Exercise directions: Lines containing the word "this" should be extracted in full.

(Pages as source code)
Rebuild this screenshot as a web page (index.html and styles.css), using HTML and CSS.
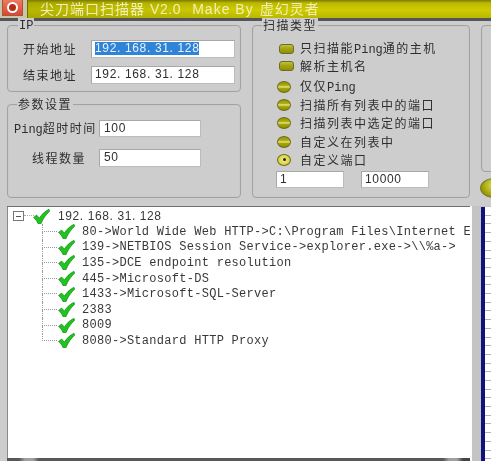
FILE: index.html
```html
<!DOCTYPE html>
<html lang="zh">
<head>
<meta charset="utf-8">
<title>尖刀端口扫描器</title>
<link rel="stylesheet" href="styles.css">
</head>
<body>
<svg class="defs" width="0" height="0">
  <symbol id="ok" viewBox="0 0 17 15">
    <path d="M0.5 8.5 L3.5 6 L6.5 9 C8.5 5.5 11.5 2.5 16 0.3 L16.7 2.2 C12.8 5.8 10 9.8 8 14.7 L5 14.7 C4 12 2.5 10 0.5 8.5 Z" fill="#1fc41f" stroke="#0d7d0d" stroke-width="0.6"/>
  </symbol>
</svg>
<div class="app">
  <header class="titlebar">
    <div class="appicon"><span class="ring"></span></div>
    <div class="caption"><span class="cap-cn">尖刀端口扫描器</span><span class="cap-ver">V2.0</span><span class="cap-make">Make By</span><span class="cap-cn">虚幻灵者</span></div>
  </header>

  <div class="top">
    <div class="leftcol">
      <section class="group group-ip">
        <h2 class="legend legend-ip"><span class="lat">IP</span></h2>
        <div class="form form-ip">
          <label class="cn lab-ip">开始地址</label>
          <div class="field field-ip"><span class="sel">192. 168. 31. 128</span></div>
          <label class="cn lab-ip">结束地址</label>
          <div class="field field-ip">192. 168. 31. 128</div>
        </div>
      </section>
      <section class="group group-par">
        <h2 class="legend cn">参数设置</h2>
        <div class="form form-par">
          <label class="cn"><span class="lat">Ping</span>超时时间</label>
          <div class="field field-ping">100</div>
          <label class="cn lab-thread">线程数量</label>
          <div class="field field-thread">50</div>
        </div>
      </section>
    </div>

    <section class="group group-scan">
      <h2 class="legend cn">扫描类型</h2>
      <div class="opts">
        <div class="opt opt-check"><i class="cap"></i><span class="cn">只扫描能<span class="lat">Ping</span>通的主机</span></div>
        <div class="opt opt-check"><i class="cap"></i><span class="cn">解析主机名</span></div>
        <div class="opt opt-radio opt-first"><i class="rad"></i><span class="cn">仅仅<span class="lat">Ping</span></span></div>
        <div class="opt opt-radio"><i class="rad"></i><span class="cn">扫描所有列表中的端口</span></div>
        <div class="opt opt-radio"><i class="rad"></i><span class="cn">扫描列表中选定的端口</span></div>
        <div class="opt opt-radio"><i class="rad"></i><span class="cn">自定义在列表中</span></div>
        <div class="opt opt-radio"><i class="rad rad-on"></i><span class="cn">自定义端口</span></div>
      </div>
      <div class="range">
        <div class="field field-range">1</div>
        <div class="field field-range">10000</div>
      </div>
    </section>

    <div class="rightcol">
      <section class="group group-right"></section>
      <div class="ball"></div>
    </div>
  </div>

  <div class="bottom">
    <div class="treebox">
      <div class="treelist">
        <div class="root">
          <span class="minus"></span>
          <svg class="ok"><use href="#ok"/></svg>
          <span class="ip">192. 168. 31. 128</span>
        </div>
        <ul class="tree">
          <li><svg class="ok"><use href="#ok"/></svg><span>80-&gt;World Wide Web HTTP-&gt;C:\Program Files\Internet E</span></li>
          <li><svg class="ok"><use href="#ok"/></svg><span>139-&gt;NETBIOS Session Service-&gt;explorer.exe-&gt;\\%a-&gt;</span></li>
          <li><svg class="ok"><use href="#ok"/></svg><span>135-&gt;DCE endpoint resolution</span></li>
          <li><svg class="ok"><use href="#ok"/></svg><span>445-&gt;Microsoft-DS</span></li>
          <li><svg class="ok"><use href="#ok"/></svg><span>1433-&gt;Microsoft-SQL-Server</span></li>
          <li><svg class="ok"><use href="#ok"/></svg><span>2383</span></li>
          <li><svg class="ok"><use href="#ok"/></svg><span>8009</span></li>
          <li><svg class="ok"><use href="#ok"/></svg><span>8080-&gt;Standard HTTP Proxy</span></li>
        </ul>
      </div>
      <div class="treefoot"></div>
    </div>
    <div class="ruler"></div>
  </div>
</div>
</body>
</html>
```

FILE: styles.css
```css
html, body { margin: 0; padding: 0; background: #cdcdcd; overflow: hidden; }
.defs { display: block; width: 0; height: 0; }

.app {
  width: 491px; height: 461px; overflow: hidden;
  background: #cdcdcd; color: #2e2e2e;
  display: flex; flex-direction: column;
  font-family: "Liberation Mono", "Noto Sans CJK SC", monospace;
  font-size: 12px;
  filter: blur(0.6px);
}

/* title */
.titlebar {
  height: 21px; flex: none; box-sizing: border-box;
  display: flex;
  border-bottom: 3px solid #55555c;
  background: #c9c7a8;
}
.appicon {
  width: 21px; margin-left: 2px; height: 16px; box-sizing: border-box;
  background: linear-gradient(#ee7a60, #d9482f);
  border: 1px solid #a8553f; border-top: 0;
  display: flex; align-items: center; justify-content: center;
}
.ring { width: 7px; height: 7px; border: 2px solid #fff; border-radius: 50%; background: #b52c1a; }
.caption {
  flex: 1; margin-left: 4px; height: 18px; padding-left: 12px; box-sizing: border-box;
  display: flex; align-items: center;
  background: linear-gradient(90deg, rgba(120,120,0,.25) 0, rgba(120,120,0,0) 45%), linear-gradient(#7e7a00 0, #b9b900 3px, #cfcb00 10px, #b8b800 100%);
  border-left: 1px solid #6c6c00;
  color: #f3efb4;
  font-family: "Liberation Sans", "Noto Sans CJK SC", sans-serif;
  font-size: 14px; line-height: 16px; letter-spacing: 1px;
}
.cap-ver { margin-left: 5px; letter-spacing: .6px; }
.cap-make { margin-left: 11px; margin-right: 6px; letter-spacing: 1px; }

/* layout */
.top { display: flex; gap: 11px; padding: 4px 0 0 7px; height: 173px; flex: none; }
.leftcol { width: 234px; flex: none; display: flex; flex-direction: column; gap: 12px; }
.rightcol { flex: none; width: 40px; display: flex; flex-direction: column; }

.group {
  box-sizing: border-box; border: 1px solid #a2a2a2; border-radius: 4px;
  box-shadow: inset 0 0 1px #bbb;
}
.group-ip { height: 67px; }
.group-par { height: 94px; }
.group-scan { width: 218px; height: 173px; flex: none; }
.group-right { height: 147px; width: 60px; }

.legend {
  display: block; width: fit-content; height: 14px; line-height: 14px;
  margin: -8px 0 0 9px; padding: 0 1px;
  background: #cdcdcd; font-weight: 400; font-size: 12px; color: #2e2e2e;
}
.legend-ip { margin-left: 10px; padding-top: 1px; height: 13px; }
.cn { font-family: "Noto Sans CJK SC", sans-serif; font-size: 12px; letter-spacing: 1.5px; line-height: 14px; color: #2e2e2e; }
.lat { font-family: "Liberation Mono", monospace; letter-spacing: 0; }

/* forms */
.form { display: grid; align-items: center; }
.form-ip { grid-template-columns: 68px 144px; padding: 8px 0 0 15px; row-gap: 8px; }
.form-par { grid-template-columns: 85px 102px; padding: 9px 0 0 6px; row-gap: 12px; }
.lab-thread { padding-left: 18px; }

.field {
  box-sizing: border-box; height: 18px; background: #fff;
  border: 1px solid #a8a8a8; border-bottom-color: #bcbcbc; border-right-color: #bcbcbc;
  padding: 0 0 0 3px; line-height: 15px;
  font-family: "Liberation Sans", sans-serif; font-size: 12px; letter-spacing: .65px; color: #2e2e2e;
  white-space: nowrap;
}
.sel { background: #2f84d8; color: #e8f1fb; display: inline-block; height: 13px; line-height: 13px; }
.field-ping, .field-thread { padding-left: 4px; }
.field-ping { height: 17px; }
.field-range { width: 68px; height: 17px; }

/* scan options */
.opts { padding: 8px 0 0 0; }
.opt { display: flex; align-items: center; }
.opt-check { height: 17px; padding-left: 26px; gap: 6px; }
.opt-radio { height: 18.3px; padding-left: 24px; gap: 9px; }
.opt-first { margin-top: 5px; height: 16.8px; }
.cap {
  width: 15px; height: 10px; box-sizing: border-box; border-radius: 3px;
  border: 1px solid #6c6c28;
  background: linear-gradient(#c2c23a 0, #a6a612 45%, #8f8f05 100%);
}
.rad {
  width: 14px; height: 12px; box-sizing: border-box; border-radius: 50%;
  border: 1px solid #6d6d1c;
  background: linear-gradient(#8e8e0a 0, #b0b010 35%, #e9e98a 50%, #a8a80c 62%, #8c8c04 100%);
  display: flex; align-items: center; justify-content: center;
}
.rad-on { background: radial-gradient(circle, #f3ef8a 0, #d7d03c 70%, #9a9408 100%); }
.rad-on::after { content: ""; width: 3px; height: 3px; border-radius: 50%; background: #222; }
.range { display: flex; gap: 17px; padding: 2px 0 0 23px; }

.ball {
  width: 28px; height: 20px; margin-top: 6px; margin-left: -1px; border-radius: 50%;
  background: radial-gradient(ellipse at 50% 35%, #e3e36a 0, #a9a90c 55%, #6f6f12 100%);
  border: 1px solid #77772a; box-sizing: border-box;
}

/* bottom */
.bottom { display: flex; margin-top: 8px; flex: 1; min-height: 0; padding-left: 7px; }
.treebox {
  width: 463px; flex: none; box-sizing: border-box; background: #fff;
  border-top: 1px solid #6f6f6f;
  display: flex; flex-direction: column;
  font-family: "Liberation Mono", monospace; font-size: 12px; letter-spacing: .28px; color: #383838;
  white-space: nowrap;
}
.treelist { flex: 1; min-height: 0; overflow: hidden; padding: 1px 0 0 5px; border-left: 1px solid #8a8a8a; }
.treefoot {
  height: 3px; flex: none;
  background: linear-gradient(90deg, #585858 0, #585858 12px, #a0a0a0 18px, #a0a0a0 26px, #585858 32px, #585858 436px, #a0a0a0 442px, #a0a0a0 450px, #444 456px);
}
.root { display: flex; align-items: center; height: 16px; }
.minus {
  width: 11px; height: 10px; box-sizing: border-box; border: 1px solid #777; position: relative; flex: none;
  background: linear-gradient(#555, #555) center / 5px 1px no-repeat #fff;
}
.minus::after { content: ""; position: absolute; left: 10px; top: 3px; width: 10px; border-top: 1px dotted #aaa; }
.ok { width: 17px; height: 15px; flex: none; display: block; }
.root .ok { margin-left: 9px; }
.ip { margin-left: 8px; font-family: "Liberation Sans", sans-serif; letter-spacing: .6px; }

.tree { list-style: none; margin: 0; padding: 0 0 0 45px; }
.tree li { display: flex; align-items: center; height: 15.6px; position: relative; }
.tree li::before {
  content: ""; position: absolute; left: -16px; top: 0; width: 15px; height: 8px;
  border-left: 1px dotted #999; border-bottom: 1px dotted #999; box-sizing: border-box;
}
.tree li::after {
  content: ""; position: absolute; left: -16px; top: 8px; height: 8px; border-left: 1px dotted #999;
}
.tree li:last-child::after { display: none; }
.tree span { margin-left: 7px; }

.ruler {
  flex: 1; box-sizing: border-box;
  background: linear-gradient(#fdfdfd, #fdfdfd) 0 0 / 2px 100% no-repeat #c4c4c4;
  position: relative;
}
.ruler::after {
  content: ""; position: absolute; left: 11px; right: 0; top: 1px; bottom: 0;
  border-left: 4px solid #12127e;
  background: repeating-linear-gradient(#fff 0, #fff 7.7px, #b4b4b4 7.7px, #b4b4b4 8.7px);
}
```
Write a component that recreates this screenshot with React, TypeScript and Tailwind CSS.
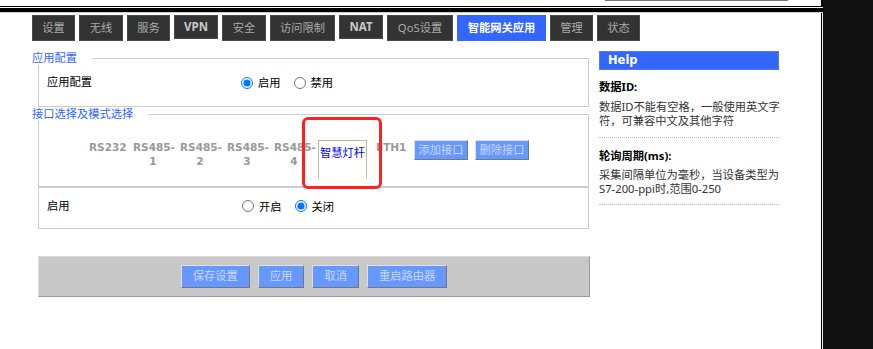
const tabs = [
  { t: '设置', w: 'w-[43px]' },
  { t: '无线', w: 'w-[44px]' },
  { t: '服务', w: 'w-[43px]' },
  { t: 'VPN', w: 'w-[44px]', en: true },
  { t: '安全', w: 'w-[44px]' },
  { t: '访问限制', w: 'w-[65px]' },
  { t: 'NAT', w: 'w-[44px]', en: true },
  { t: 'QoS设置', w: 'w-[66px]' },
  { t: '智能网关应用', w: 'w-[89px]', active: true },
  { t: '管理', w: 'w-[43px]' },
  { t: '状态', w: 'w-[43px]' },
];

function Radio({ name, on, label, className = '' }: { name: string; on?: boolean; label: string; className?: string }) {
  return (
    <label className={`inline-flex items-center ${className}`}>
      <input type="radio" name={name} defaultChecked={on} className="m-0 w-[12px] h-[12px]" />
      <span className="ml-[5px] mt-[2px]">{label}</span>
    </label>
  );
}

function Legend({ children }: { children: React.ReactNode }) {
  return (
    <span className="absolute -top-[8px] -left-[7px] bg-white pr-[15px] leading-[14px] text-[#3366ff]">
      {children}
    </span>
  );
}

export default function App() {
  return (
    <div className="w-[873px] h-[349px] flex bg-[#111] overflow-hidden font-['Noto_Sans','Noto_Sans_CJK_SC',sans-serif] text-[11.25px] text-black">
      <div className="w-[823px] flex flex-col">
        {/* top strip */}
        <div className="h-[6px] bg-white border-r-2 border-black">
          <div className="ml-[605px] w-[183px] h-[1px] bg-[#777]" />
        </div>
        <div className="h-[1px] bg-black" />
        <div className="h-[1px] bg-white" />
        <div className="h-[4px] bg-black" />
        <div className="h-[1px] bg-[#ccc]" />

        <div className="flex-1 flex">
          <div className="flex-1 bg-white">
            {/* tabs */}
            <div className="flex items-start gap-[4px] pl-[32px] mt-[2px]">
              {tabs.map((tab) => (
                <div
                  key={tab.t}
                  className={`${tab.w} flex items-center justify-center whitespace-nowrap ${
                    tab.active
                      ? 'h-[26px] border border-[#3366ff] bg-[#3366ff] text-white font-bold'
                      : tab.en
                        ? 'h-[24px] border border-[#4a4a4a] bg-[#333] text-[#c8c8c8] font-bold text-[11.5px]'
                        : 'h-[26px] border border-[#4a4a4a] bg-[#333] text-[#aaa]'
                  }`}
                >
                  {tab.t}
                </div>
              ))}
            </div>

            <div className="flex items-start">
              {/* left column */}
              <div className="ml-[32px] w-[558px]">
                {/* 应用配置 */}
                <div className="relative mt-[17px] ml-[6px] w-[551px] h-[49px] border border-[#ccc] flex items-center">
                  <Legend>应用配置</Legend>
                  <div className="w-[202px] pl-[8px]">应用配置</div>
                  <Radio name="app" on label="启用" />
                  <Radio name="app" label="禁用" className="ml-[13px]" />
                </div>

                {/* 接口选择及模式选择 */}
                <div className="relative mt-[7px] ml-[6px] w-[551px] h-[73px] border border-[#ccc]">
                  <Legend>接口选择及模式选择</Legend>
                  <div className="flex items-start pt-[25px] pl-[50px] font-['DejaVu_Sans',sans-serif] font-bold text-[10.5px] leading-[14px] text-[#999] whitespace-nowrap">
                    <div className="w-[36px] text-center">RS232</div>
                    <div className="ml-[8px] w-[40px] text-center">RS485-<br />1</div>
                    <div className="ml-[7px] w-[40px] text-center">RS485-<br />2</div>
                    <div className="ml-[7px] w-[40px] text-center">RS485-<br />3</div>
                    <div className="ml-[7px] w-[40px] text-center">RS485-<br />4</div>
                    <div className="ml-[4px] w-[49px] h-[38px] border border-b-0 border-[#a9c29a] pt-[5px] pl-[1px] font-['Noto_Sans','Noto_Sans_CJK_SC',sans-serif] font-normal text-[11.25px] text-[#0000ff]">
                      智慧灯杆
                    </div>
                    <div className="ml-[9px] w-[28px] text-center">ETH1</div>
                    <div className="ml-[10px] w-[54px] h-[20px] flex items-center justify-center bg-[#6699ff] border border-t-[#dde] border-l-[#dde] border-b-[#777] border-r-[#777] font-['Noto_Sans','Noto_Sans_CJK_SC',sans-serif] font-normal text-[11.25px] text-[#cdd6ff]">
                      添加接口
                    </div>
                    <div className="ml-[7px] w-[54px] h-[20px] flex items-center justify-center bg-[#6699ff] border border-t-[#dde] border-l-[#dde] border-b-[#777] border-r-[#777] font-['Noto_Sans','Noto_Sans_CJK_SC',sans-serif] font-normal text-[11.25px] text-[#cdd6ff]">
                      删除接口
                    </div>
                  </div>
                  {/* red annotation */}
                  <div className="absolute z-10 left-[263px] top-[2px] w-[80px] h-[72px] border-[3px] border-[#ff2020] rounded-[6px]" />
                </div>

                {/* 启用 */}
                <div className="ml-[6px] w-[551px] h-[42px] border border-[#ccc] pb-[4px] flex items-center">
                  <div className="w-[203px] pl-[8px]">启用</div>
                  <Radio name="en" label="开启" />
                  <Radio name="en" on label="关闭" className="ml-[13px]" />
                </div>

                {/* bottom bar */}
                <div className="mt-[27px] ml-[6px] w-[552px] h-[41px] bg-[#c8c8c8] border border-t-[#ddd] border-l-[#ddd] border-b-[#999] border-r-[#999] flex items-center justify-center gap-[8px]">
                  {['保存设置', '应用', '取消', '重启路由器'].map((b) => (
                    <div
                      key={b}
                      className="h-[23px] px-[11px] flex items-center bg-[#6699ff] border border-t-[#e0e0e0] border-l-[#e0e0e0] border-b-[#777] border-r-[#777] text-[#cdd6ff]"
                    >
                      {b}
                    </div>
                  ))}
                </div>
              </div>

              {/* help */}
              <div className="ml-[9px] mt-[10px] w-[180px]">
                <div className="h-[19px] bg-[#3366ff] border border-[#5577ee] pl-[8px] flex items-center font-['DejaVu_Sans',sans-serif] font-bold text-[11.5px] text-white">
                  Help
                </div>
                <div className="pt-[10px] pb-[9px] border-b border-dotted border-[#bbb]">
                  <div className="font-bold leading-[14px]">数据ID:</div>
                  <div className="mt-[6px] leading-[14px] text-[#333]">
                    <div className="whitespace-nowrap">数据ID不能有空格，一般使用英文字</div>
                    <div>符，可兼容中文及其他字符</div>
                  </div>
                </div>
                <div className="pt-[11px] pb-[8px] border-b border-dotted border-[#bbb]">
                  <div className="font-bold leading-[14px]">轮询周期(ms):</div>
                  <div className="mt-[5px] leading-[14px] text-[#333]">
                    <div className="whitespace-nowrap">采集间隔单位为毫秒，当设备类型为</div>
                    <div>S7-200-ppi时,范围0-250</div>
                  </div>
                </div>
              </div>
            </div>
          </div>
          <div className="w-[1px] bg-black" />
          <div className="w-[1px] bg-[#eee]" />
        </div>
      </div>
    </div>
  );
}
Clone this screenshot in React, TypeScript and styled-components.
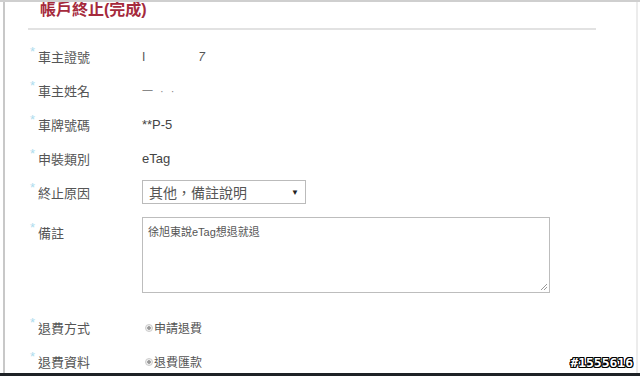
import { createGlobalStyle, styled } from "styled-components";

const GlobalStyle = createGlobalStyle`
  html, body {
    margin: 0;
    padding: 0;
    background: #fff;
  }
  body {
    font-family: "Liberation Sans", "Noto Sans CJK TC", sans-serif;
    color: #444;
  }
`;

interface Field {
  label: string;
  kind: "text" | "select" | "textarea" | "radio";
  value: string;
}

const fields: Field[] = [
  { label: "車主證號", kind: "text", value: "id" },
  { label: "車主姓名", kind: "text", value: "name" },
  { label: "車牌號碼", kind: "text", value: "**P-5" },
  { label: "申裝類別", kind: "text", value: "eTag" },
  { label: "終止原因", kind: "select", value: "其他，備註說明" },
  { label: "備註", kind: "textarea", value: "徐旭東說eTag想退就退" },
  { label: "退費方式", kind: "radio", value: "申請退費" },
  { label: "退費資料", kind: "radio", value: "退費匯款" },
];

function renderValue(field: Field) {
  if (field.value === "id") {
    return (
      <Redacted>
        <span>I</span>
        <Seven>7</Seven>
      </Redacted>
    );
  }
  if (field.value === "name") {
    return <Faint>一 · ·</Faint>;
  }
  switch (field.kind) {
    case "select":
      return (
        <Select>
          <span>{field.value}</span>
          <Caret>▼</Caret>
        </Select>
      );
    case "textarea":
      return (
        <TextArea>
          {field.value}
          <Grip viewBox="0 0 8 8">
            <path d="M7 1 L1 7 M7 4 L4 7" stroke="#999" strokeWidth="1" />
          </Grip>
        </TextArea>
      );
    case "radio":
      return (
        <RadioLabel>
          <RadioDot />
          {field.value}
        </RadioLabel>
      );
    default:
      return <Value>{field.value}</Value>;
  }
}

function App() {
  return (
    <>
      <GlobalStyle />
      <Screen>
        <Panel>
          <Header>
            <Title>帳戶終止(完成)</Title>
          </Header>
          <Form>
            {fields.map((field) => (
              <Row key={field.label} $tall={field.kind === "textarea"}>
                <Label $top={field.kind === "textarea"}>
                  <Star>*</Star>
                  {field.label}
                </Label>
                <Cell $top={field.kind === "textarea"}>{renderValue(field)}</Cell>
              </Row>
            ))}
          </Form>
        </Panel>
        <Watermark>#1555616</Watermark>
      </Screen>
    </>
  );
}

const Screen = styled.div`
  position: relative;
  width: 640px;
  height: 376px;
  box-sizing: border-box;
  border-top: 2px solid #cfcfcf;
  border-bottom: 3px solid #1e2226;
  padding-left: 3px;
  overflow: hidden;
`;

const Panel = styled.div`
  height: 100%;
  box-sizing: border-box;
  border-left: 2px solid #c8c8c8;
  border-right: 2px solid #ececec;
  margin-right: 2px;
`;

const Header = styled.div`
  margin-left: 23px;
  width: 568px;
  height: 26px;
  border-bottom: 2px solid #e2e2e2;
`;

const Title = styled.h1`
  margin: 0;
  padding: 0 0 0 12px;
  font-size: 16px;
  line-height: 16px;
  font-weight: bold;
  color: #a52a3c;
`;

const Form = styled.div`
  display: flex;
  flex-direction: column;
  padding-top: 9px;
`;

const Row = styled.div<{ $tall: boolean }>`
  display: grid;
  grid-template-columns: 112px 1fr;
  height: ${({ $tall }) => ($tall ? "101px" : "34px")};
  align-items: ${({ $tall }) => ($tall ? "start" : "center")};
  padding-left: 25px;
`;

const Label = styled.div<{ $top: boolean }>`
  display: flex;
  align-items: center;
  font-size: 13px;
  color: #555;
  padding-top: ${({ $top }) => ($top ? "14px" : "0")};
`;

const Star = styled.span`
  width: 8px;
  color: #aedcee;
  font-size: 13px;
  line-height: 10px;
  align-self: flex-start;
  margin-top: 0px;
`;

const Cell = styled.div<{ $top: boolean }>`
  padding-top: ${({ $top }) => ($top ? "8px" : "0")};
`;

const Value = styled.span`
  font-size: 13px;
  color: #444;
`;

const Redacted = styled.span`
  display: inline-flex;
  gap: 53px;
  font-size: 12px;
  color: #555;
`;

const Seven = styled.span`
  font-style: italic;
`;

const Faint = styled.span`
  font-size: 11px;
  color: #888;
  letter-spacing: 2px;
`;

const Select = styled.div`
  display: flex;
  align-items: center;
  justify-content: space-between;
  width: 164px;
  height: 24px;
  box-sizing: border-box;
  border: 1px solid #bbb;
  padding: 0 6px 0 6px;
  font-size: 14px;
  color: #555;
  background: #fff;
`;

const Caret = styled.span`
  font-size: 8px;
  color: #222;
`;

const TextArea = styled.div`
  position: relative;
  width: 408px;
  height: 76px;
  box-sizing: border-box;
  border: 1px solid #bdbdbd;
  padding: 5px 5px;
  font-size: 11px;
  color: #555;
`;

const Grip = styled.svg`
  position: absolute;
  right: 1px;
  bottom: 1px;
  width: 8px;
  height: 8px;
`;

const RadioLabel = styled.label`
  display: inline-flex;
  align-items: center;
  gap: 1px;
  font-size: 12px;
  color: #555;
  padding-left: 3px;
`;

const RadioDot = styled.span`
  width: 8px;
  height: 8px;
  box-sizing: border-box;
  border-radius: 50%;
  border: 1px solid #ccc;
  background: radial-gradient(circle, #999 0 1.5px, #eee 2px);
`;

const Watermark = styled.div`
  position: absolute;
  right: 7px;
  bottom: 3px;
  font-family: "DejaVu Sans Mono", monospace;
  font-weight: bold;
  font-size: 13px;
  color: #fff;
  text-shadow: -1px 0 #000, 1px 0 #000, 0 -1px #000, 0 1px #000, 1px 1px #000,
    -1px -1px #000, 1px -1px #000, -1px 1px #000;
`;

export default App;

Reply:
Rebuild this screenshot as a web page (index.html and styles.css), using HTML and CSS.
Write a component that recreates this screenshot with React, TypeScript and Tailwind CSS.
Clone this screenshot in React, TypeScript and styled-components.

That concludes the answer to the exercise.